Po nieco ponad miesiącu od przymusowego zamknięcia kładki pojawiła się jednak nadzieja. Stanowiły ją zapewnienia o budowie kładki tymczasowej lub mostu technicznego, które miały pojawić się wraz z wejściem na teren budowy nowej kładki, wykonującej ją firmy.
Miasto: Kładka tymczasowa wydłużyłaby prace, a zmiany na linii autobusowej są nieuzasadnione ekonomicznie
Okazuje się jednak, że kładka tymczasowa nie powstanie. Wątpliwości w tej kwestii rozwiewa miasto. Jak tłumaczy prezydent Piotr Kuczera, mogłoby to negatywnie wpłynąć na czas stworzenia docelowej kładki.
- Zabudowa tymczasowej, alternatywnej kładki wymagałaby zlecenia, a następnie przygotowania stosownej dokumentacji projektowej wraz z uzyskaniem wszelkich zgód na jej budowę, wybudowania kładki i otrzymania pozwolenia na użytkowanie. Mając na względzie konieczny czas na wykonanie ww. procedur, projektów, realizacji robót, nie powstałaby ona w tym roku - zaznaczył prezydent Rybnika, w odpowiedzi na interpelację złożoną przez radną Mirelę Szutkę.

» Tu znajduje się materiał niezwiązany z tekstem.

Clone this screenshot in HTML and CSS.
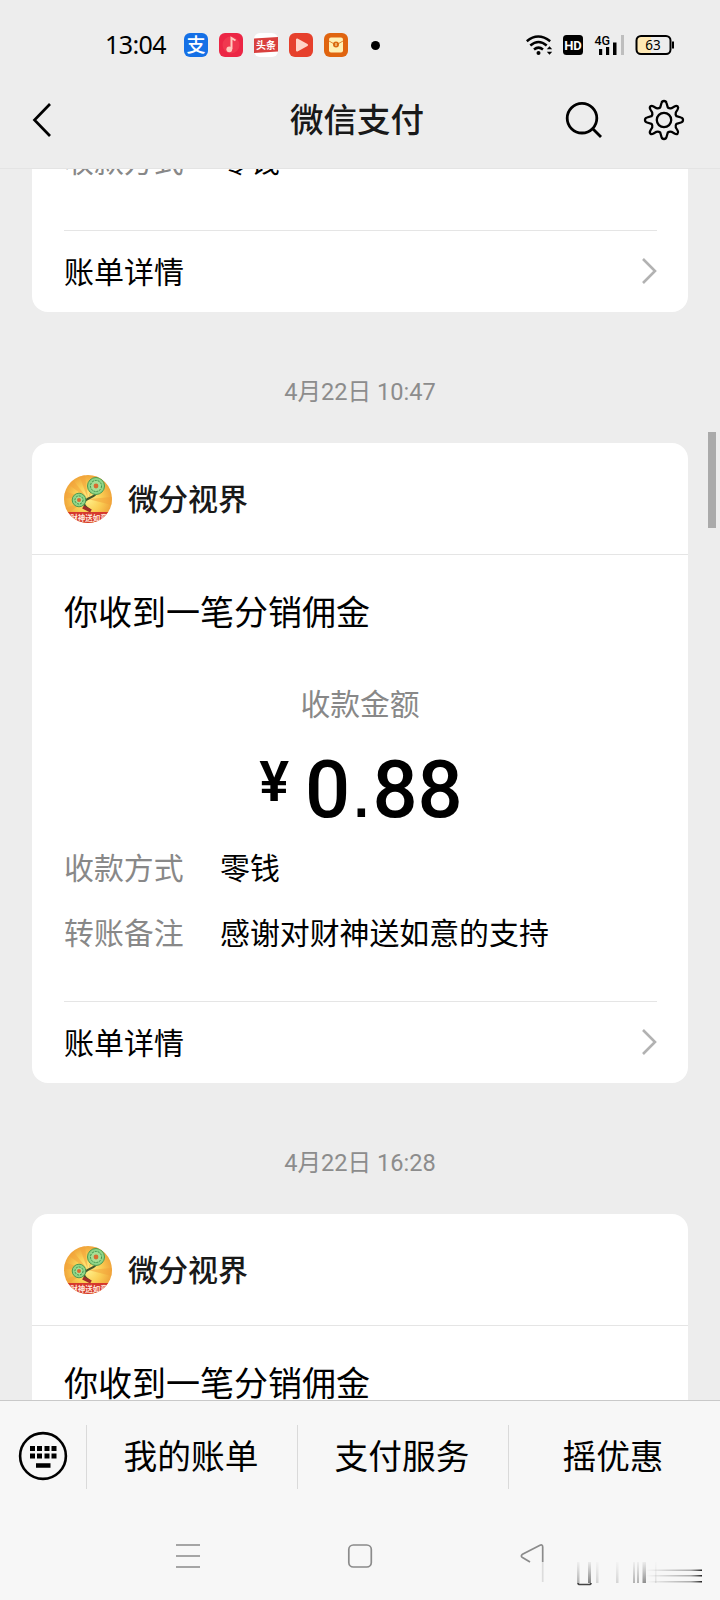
FILE: index.html
```
<!DOCTYPE html>
<html lang="zh-CN">
<head>
<meta charset="utf-8">
<title>微信支付</title>
<link rel="stylesheet" href="styles.css">
</head>
<body>
<svg width="0" height="0" class="defs">
  <defs>
    <radialGradient id="gold"><stop offset="0" stop-color="#fff08a"/><stop offset=".55" stop-color="#fbcf55"/><stop offset="1" stop-color="#f0a53a"/></radialGradient>
    <linearGradient id="fade" x1="0" y1="0" x2="0" y2="1"><stop offset="0" stop-color="#777" stop-opacity="0.1"/><stop offset="1" stop-color="#666" stop-opacity=".8"/></linearGradient>
    <linearGradient id="side" x1="0" y1="0" x2="1" y2="0"><stop offset="0" stop-color="#777" stop-opacity="0"/><stop offset=".8" stop-color="#777" stop-opacity=".6"/><stop offset="1" stop-color="#222"/></linearGradient>
    <clipPath id="disc"><circle cx="24" cy="24" r="24"/></clipPath>
    <symbol id="avatar" viewBox="0 0 48 48">
      <g clip-path="url(#disc)">
        <rect width="48" height="48" fill="url(#gold)"/>
        <path d="M24 24L0 6V0h5zM24 24L15 0h6zM24 24L0 16v7zM24 24L0 34v7zM24 24L48 22v8zM24 24L31 0h7z" fill="#f3a33a" opacity=".55"/>
        <path d="M32 18c-1 5-10 4-12 10 0 4 3 4 6 7" fill="none" stroke="#45562c" stroke-width="2"/>
        <path d="M19 32l8 4" stroke="#a12d28" stroke-width="3.500"/>
        <circle cx="32" cy="11" r="8.5" fill="#8fd487" stroke="#4b9a50"/>
        <circle cx="32" cy="11" r="5.5" fill="#a7df94" stroke="#3d914b" stroke-dasharray="2 1"/>
        <circle cx="32" cy="11" r="2.4" fill="#d86c30"/>
        <circle cx="15" cy="25" r="6.8" fill="#8fd487" stroke="#4b9a50"/>
        <circle cx="15" cy="25" r="4" fill="#a7df94" stroke="#3d914b" stroke-dasharray="2 1"/>
        <circle cx="15" cy="25" r="2" fill="#d86c30"/>
        <rect y="37" width="48" height="11" fill="#d5382e"/>
        <text x="25" y="45.5" text-anchor="middle" class="avatar-text">财神送如意</text>
      </g>
    </symbol>
    <symbol id="arrow" viewBox="0 0 16 28"><path d="M2 2l12 12L2 26" fill="none" stroke="#b2b2b2" stroke-width="2.6"/></symbol>
  </defs>
</svg>
<div class="screen">
  <div class="status">
    <span class="time">13:04</span>
    <div class="apps">
      <svg width="24" height="24" viewBox="0 0 24 24"><rect width="24" height="24" rx="6" fill="#1570e6"/><text x="12" y="19" text-anchor="middle" class="app-zhi">支</text></svg>
      <svg width="24" height="24" viewBox="0 0 24 24"><rect width="24" height="24" rx="6" fill="#ec2645"/><circle cx="12" cy="12" r="8.5" fill="#f0384f"/><path d="M12.500 16V5l4 2.500" fill="none" stroke="#ffc9bd" stroke-width="2"/><circle cx="10.300" cy="16.300" r="2.900" fill="#ffc9bd"/></svg>
      <svg width="24" height="24" viewBox="0 0 24 24"><rect width="24" height="24" rx="6" fill="#fff"/><path d="M0 5.500l24-1.500v14.500L0 20z" fill="#d9403e"/><text x="12" y="16" text-anchor="middle" class="app-tou">头条</text></svg>
      <svg width="24" height="24" viewBox="0 0 24 24"><rect width="24" height="24" rx="6" fill="#e6402c"/><path d="M8 6.500v11l10-5.500z" fill="#ffd5c8" stroke="#ffd5c8" stroke-width="2" stroke-linejoin="round"/></svg>
      <svg width="24" height="24" viewBox="0 0 24 24"><rect width="24" height="24" rx="6" fill="#e0640f"/><rect x="5" y="4.500" width="14" height="15" rx="2" fill="#fff0b5"/><path d="M5 8l7 4 7-4" fill="none" stroke="#e0842f"/><circle cx="12" cy="11.500" r="3" fill="#d9690f"/><path d="M12 10v3" stroke="#fff0b5"/></svg>
    </div>
    <span class="dot"></span>
    <div class="signals">
      <svg width="148" height="24" viewBox="0 0 148 24">
        <g fill="none" stroke="#000" stroke-width="2.500">
          <path d="M.8 8.200Q12 -1.200 24.200 8.200M4.300 12.500Q12.500 5.500 20.700 12.500M8 16.500Q12.500 12.800 17 16.500"/>
        </g>
        <circle cx="12.500" cy="20" r="2" />
        <path d="M20.800 16.300L23.500 13.200l2.700 3.100zM20.800 18.700l2.700 3.100 2.700-3.100z"/>
        <rect x="37" y="2" width="20" height="20" rx="3.500"/>
        <text x="47" y="16.500" text-anchor="middle" class="hd">HD</text>
        <text x="68.500" y="12" class="four-g">4G</text>
        <path d="M73 16h3.200v6H73zM80 14h3.200v8H80zM87 9.500h3.500V22H87z"/><path d="M95 2h3v20h-3z" fill="#bebebe"/>
        <path d="M115 3h10v18h-10a4 4 0 0 1-4-4V7a4 4 0 0 1 4-4z" fill="#ffe9b5"/>
        <rect x="110.500" y="3" width="34" height="18" rx="4.500" fill="none" stroke="#000" stroke-width="2"/>
        <rect x="146" y="8.500" width="2" height="7"/>
        <text x="127" y="17" text-anchor="middle" class="battery">63</text>
      </svg>
    </div>
  </div>
  <header class="top">
    <svg class="back" width="20" height="36" viewBox="0 0 20 36"><path d="M19 2L3.500 18 19 34" fill="none" stroke="#000" stroke-width="2.700"/></svg>
    <h1>微信支付</h1>
    <div class="actions">
      <svg width="40" height="40" viewBox="0 0 40 40" fill="none" stroke="#000" stroke-width="2.800"><circle cx="18" cy="18.200" r="14.800"/><path d="M28.500 28.500l8.500 8.500"/></svg>
      <svg width="42" height="42" viewBox="-21 -21 42 42" fill="none" stroke="#000" stroke-width="2.300" stroke-linejoin="round"><circle r="7.200"/><path d="M-2.500 -17Q-2 -19 0 -19T2.500 -17L3.800 -12.500Q5.500 -11.200 7.500 -11.800L10.500 -13.600Q12.500 -14.700 13.600 -13.600T13.600 -10.500L11.800 -7.500Q11.200 -5.500 12.500 -3.800L17 -2.500Q19 -2 19 0T17 2.500L12.500 3.800Q11.200 5.500 11.800 7.500L13.600 10.500Q14.700 12.500 13.600 13.600T10.500 13.600L7.500 11.800Q5.500 11.200 3.800 12.500L2.500 17Q2 19 0 19T-2.500 17L-3.800 12.500Q-5.500 11.200 -7.500 11.800L-10.500 13.600Q-12.500 14.700 -13.600 13.600T-13.600 10.500L-11.800 7.500Q-11.200 5.500 -12.500 3.800L-17 2.500Q-19 2 -19 0T-17 -2.500L-12.500 -3.800Q-11.200 -5.500 -11.800 -7.500L-13.600 -10.500Q-14.700 -12.500 -13.600 -13.600T-10.500 -13.600L-7.500 -11.800Q-5.500 -11.200 -3.800 -12.500Z"/></svg>
    </div>
  </header>
  <main class="chat">
    <article class="card first">
      <div class="row"><span class="key">收款方式</span><span>零钱</span></div>
      <div class="detail"><span>账单详情</span><svg width="16" height="28"><use href="#arrow"/></svg></div>
    </article>
    <time class="stamp">4月22日 10:47</time>
    <article class="card">
      <div class="brand"><svg width="48" height="48"><use href="#avatar"/></svg><b>微分视界</b></div>
      <h2>你收到一笔分销佣金</h2>
      <div class="label">收款金额</div>
      <div class="amount"><span class="yen">¥</span><span>0<span class="point">.</span>88</span></div>
      <div class="row"><span class="key">收款方式</span><span>零钱</span></div>
      <div class="row"><span class="key">转账备注</span><span>感谢对财神送如意的支持</span></div>
      <div class="detail"><span>账单详情</span><svg width="16" height="28"><use href="#arrow"/></svg></div>
    </article>
    <time class="stamp">4月22日 16:28</time>
    <article class="card">
      <div class="brand"><svg width="48" height="48"><use href="#avatar"/></svg><b>微分视界</b></div>
      <h2>你收到一笔分销佣金</h2>
    </article>
    <i class="scrollbar"></i>
  </main>
  <footer class="menu">
    <div class="keyboard"><svg width="50" height="50" viewBox="0 0 50 50"><circle cx="25" cy="25" r="22.900" fill="none" stroke="#000" stroke-width="2.600"/><path d="M12 15h5v5h-5zM19 15h5v5h-5zM26.500 15h5v5h-5zM33.500 15h5v5h-5zM12 22.500h5v5h-5zM19 22.500h5v5h-5zM26.500 22.500h5v5h-5zM33.500 22.500h5v5h-5zM18 32.300h14.500v4.500H18z"/></svg></div>
    <div class="tab">我的账单</div>
    <div class="tab">支付服务</div>
    <div class="tab">摇优惠</div>
  </footer>
  <nav class="system">
    <svg width="720" height="88" viewBox="0 0 720 88" fill="none" stroke="#8b8b8b" stroke-width="1.700">
      <path d="M176 33h24M176 44h24M176 55h24"/>
      <rect x="348.800" y="33" width="22.500" height="22" rx="4.500"/>
      <path d="M530 50L522.500 45.500Q520.200 44 522.500 42.300L540 33.200Q542.700 32.200 542.700 35V50"/>
      <g stroke="none" fill="url(#fade)">
        <rect x="577" y="50" width="2.500" height="21" opacity=".6"/>
        <rect x="588" y="50" width="3" height="21"/>
        <rect x="596" y="50" width="2.500" height="21" opacity=".3"/>
        <rect x="616" y="50" width="2.500" height="21" opacity=".3"/>
        <rect x="633" y="50" width="2" height="21" opacity=".6"/>
        <rect x="637" y="50" width="2" height="21" opacity=".6"/>
        <rect x="642.500" y="50" width="3.500" height="21" opacity=".9"/>
        <rect x="655" y="50" width="1.500" height="21" opacity=".2"/>
      </g>
      <path d="M542.700 50v20" stroke-opacity=".25"/>
      <path d="M578 71q0 1.500 2 1.500h9q2 0 2-1.500" stroke="#444"/>
      <g stroke="none" fill="url(#side)">
        <rect x="646" y="57.500" width="56" height="1.500"/><rect x="646" y="63" width="56" height="1.500"/><rect x="646" y="69" width="56" height="1.500"/>
      </g>
    </svg>
  </nav>
</div>
</body>
</html>
```
FILE: styles.css
```
* { box-sizing: border-box; margin: 0; }
body { background: #ededed; }
svg { display: block; flex: none; }
.defs { position: absolute; }
.screen {
  width: 720px; height: 1600px; overflow: hidden;
  display: flex; flex-direction: column;
  background: #ededed; color: #000;
  font: 30px/40px Roboto, "Noto Sans CJK SC", sans-serif;
}
.status { height: 80px; padding: 10px 46px 0 105px; display: flex; align-items: center; flex: none; }
.time { width: 79px; padding-bottom: 2px; font: 25px/30px "Noto Sans", sans-serif; letter-spacing: -0.6px; }
.apps { display: flex; gap: 11px; }
.dot { width: 9px; height: 9px; border-radius: 50%; background: #000; margin-left: 23px; }
.signals { margin-left: auto; }
.app-zhi { font: 500 19px "Noto Sans CJK SC", sans-serif; fill: #fff; }
.app-tou { font: bold 10px "Noto Sans CJK SC", sans-serif; fill: #fff; }
.hd { font: bold 13px Roboto, sans-serif; fill: #fff; }
.four-g { font: 500 12.5px Roboto, sans-serif; }
.battery { font: 13.5px "Noto Sans", sans-serif; }
.avatar-text { font: bold 7.5px "Noto Sans CJK SC", sans-serif; fill: #ffe9dc; }

.top {
  height: 89px; padding: 0 35px 9px 31px; flex: none;
  display: grid; grid-template-columns: 1fr auto 1fr; align-items: center;
  border-bottom: 1px solid #e4e4e4;
}
.top h1 { font-size: 33.5px; font-weight: 500; line-height: 40px; padding: 2px 2px 0 0; color: #191919; }
.actions { display: flex; align-items: center; justify-content: flex-end; gap: 39px; }

.chat { position: relative; height: 1231px; flex: none; overflow: hidden; padding: 0 32px; }
.card { height: 640px; background: #fff; border-radius: 16px; overflow: hidden; display: flex; flex-direction: column; }
.card.first { height: 143px; border-radius: 0 0 16px 16px; }
.first .row { margin-top: -40px; }
.stamp { display: flex; height: 131px; padding-top: 28px; align-items: center; justify-content: center; font-size: 23.6px; color: #8c8c8c; }
.brand { height: 112px; flex: none; padding: 0 32px; display: flex; align-items: center; gap: 16px; border-bottom: 1px solid #e5e5e5; }
.brand b { font-weight: 500; color: #191919; padding-top: 2px; }
h2 { font-size: 34px; font-weight: 400; line-height: 48px; padding: 34px 32px 0; }
.label { text-align: center; margin-top: 48px; font-size: 29.8px; color: #888; }
.amount { display: flex; justify-content: center; gap: 16px; margin-top: 25px; padding-left: 2px; height: 80px; font: 500 79.5px/80px Roboto, sans-serif; }
.yen { font-size: 56px; font-weight: 600; line-height: 65px; }
.point { font-family: "Liberation Sans", sans-serif; font-weight: 400; line-height: 1; }
.row { height: 65px; flex: none; display: flex; align-items: center; padding: 0 32px; font-size: 29.9px; }
.amount + .row { margin-top: 6px; }
.key { width: 156px; color: #888; }
.detail { height: 82px; flex: none; margin: auto 31px 0 32px; border-top: 1px solid #e5e5e5; display: flex; align-items: center; justify-content: space-between; }
.detail span { padding-top: 2px; }
.detail svg { margin-bottom: 1px; }
.scrollbar { position: absolute; right: 4px; top: 263px; width: 8px; height: 96px; background: #aaa; }

.menu { height: 112px; flex: none; background: #f7f7f7; border-top: 1px solid #c9c9c9; display: flex; align-items: center; }
.keyboard { width: 86px; padding: 0 0 2px 18px; }
.tab { width: 211px; height: 64px; padding-right: 2px; border-left: 1px solid #dadada; font-size: 33.7px; line-height: 66px; text-align: center; }
.system { height: 88px; flex: none; background: #f7f7f7; }
```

Inną możliwością na zniwelowanie problemu mieszkańców Boguszowic miała być zmiana trasy linii autobusowej 46A. Miałaby ona zostać poprowadzona tak, aby dojeżdżała m.in. pod wyłączoną kładkę. To także jednak nie nastąpi. Powód? Finanse.
- Uruchamianie dodatkowej linii autobusowej, dedykowanej wyłącznie brakiem kładki, jest całkowicie nieuzasadnione ekonomicznie - zauważa prezydent Piotr Kuczera.
Jednocześnie - jak zapewniają władze Rybnika - wyłoniona w przetargu do stworzenia nowej kładki firma Strabag jest już gotowa do wejścia na teren budowy. Nie ma jednak wszystkich niezbędnych zezwoleń, aby rozpocząć prace.
- Wykonawca jest w pełni zmobilizowany do rozpoczęcia prac w terenie. Obecnie w organie administracji architektoniczno-budowlanej Wojewody Śląskiego trwają procedury uzyskania odstępstwa od warunków technicznych kolejowych w zakresie wymaganych odległości budowy od szyn torowiska kolejowego (w organie administracji architektoniczno-budowlanej miasta Rybnika wydano już zgodę na takie odstępstwo). Po zakończeniu procedur możliwe jest dalsze procedowanie uzyskiwania pozwolenia na budowę - wskazuje prezydent Rybnika.
Nowa kładka w Boguszowicach ma być gotowa jeszcze w tym roku. Ma kosztować ok. 3 mln zł
W ocenie miasta, zakładany termin wykonania kładki do grudnia 2025 roku jest realny. Ma ona umożliwić przejście zarówno pieszym, jak i rowerzystom, a także osobom z niepełnosprawnościami. Jej koszt ma wynieść ok. 3 miliony złotych.
Umowa na stworzenie nowej kładki jest pokłosiem problemów z nią z początku 2024 roku. Wówczas też została ona zamknięta. Kilka miesięcy później zadecydowano o budowie nowego połączenia między Boguszowicami.